• **EXERCISE**
Copy the data precisely, character for character, and leave out every picture.

• **SOURCE DATA**

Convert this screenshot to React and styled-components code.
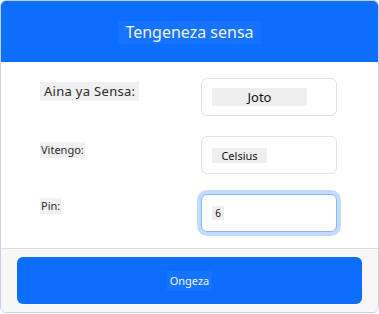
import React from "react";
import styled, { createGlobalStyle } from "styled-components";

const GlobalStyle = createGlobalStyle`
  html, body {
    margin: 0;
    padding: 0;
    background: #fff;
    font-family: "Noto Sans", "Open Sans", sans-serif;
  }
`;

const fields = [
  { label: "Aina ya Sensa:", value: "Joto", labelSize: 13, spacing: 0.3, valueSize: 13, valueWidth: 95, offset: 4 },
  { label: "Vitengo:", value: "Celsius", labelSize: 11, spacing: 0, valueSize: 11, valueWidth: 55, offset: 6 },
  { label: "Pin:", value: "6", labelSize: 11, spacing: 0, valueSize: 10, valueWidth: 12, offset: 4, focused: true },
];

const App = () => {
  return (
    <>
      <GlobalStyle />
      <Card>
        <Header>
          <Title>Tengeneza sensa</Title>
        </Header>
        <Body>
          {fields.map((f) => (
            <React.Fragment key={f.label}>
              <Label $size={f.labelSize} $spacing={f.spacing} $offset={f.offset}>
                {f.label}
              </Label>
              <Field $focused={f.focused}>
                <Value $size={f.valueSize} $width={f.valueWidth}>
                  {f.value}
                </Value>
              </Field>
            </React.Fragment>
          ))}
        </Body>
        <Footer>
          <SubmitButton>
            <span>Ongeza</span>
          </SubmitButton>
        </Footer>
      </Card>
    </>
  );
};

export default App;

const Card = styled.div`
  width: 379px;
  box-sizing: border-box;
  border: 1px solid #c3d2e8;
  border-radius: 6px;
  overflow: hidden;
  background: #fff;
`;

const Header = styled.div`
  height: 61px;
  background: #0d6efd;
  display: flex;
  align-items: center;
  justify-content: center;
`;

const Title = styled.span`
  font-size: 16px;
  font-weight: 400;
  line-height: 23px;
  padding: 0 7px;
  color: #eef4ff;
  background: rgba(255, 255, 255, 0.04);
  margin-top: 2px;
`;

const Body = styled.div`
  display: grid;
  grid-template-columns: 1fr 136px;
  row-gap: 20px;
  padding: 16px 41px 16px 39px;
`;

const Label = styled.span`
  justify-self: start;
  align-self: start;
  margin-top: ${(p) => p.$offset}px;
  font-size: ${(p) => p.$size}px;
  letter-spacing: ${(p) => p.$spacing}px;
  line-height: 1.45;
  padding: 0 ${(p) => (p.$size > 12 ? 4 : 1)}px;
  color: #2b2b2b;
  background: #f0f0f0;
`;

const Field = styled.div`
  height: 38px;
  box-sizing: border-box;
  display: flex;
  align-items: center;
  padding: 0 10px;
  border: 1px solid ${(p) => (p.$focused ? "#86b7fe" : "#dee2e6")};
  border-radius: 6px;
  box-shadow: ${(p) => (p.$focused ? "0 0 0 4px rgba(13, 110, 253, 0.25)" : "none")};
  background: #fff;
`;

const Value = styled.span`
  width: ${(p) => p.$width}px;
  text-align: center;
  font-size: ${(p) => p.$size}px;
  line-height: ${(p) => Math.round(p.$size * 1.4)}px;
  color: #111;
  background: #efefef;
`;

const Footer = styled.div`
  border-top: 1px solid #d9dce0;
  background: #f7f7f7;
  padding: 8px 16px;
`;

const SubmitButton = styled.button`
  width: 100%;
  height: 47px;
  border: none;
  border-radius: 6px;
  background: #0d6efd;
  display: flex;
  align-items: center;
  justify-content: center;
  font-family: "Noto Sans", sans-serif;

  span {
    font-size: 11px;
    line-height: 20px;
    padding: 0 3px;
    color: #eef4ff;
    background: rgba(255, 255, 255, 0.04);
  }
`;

• **SOLUTION FOR THIS EXERCISE**
Convert this screenshot to React and styled-components code.
import React from "react";
import styled, { createGlobalStyle } from "styled-components";

const GlobalStyle = createGlobalStyle`
  html, body {
    margin: 0;
    padding: 0;
    background: #fff;
    font-family: "Noto Sans", "Open Sans", sans-serif;
  }
`;

const fields = [
  { label: "Aina ya Sensa:", value: "Joto", labelSize: 13, spacing: 0.3, valueSize: 13, valueWidth: 95, offset: 4 },
  { label: "Vitengo:", value: "Celsius", labelSize: 11, spacing: 0, valueSize: 11, valueWidth: 55, offset: 6 },
  { label: "Pin:", value: "6", labelSize: 11, spacing: 0, valueSize: 10, valueWidth: 12, offset: 4, focused: true },
];

const App = () => {
  return (
    <>
      <GlobalStyle />
      <Card>
        <Header>
          <Title>Tengeneza sensa</Title>
        </Header>
        <Body>
          {fields.map((f) => (
            <React.Fragment key={f.label}>
              <Label $size={f.labelSize} $spacing={f.spacing} $offset={f.offset}>
                {f.label}
              </Label>
              <Field $focused={f.focused}>
                <Value $size={f.valueSize} $width={f.valueWidth}>
                  {f.value}
                </Value>
              </Field>
            </React.Fragment>
          ))}
        </Body>
        <Footer>
          <SubmitButton>
            <span>Ongeza</span>
          </SubmitButton>
        </Footer>
      </Card>
    </>
  );
};

export default App;

const Card = styled.div`
  width: 379px;
  box-sizing: border-box;
  border: 1px solid #c3d2e8;
  border-radius: 6px;
  overflow: hidden;
  background: #fff;
`;

const Header = styled.div`
  height: 61px;
  background: #0d6efd;
  display: flex;
  align-items: center;
  justify-content: center;
`;

const Title = styled.span`
  font-size: 16px;
  font-weight: 400;
  line-height: 23px;
  padding: 0 7px;
  color: #eef4ff;
  background: rgba(255, 255, 255, 0.04);
  margin-top: 2px;
`;

const Body = styled.div`
  display: grid;
  grid-template-columns: 1fr 136px;
  row-gap: 20px;
  padding: 16px 41px 16px 39px;
`;

const Label = styled.span`
  justify-self: start;
  align-self: start;
  margin-top: ${(p) => p.$offset}px;
  font-size: ${(p) => p.$size}px;
  letter-spacing: ${(p) => p.$spacing}px;
  line-height: 1.45;
  padding: 0 ${(p) => (p.$size > 12 ? 4 : 1)}px;
  color: #2b2b2b;
  background: #f0f0f0;
`;

const Field = styled.div`
  height: 38px;
  box-sizing: border-box;
  display: flex;
  align-items: center;
  padding: 0 10px;
  border: 1px solid ${(p) => (p.$focused ? "#86b7fe" : "#dee2e6")};
  border-radius: 6px;
  box-shadow: ${(p) => (p.$focused ? "0 0 0 4px rgba(13, 110, 253, 0.25)" : "none")};
  background: #fff;
`;

const Value = styled.span`
  width: ${(p) => p.$width}px;
  text-align: center;
  font-size: ${(p) => p.$size}px;
  line-height: ${(p) => Math.round(p.$size * 1.4)}px;
  color: #111;
  background: #efefef;
`;

const Footer = styled.div`
  border-top: 1px solid #d9dce0;
  background: #f7f7f7;
  padding: 8px 16px;
`;

const SubmitButton = styled.button`
  width: 100%;
  height: 47px;
  border: none;
  border-radius: 6px;
  background: #0d6efd;
  display: flex;
  align-items: center;
  justify-content: center;
  font-family: "Noto Sans", sans-serif;

  span {
    font-size: 11px;
    line-height: 20px;
    padding: 0 3px;
    color: #eef4ff;
    background: rgba(255, 255, 255, 0.04);
  }
`;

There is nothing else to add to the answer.